Claremont Road,
Moss Side
Rice and Chicken: £4.50
Deep in the heart of Moss Side, further up Claremont Rd than most people ever go, past the Sudan Satellite shop and the cheap mattress places, is a Somali restaurant-cum-takeaway called Dubay Caffe. Gathered outside are collections of Somali men and boys, inside is the owner - a cheerful Manc-Somali who doles out hefty portions and happily explained everything when I told him that I had never eaten Somali food before.
Until I read this review, I had never even thought about Somali cuisine. Somalia, best known for its vicious civil war and lack of functioning government since 1993, does not figure on most people's culinary maps. If Dubay Caffe is representative of Somali food, however, more people should get out of the Indian-Chinese-Italian rut and try some. Somalian is a very accessible cuisine, seemingly drawing elements from Ethiopian (injera-like bread), Indian (pilau rice, rotis and chapattis), and Italian (spaghetti and tomato sauce) cuisines, in addition to using recognisable ingredients like potatoes and carrots and including little more than a tingle of spicy heat. Nothing too scary, here!
I ordered the rice and chicken and the owner threw in a curry for free. Each of these dishes filled its own take-away container, which is exceedingly good value no matter the cuisine. The chicken came with large chunks of potatoes and strips of carrot, all covered in a dry rub of spices and salt. Although a little too salty, the chicken was moist, the potatoes perfectly cooked, and the carrots retained both their crunch and taste. The free curry was fruity and much less salty than the chicken, containing small pieces of lamb (not too fatty) and large golden pieces of potato that had soaked up all the juices. The rice, unusually, was the stand-out dish featuring cinnamon and cardamom spicing, gloriously sweet slivers of caramelised onion, the occasional golden raisin, and a meaty undertone that lent it depth.
With Dubay Caffe now firmly on my list of new favourite places to eat, I hope to find other Somali cafes and restaurants to experience. After I had eaten Ghanaian for the first time, I wondered whether African food could ever become mainstream in the way that Indian has. If Dubay Caffe is anything to go by, African food should have no trouble.

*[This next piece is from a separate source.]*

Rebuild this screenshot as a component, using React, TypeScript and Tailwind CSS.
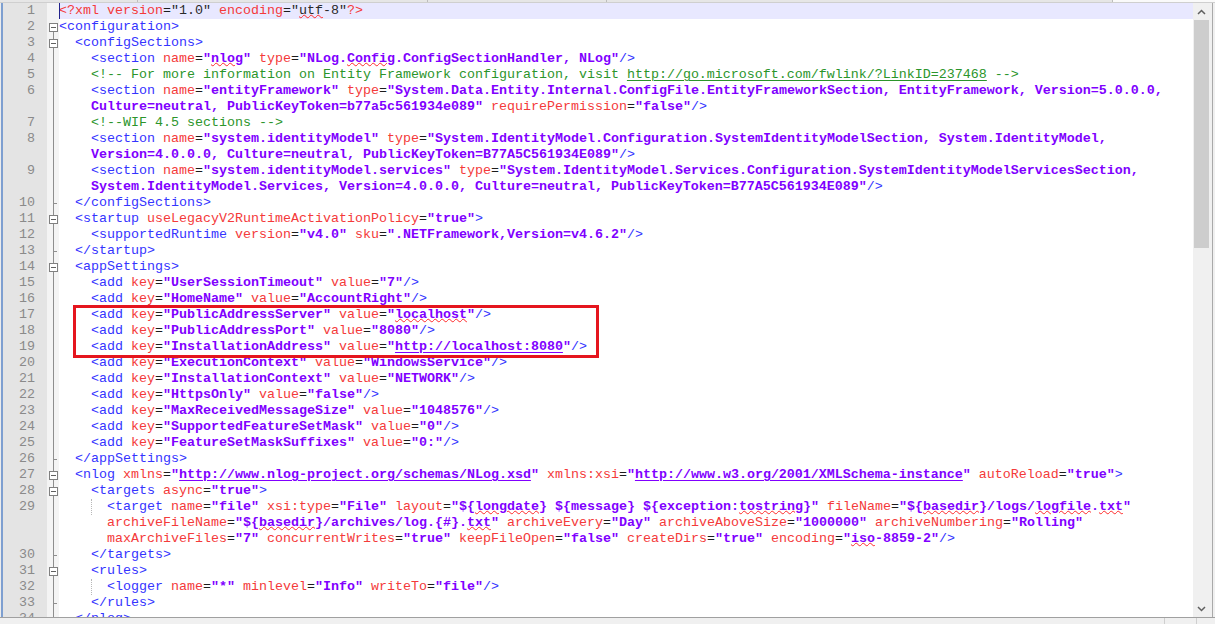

I work at a school just off Claremont Rd and was inspired by this post to check out Dubay Caffe. I dashed off in lunch break with a fellow teacher but got to an Ethiopian restaurant before we got to Dubay Caffe so decided to go there instead. Annoyingly I can't remember the name but it was a basic type place. The food was lovely however and extremely cheap. In short, various piles of spicy meat plonked on a big, slightly sour but moreish pancake. £4.50 I think. Perfect lunch apart from having to hurry back to school.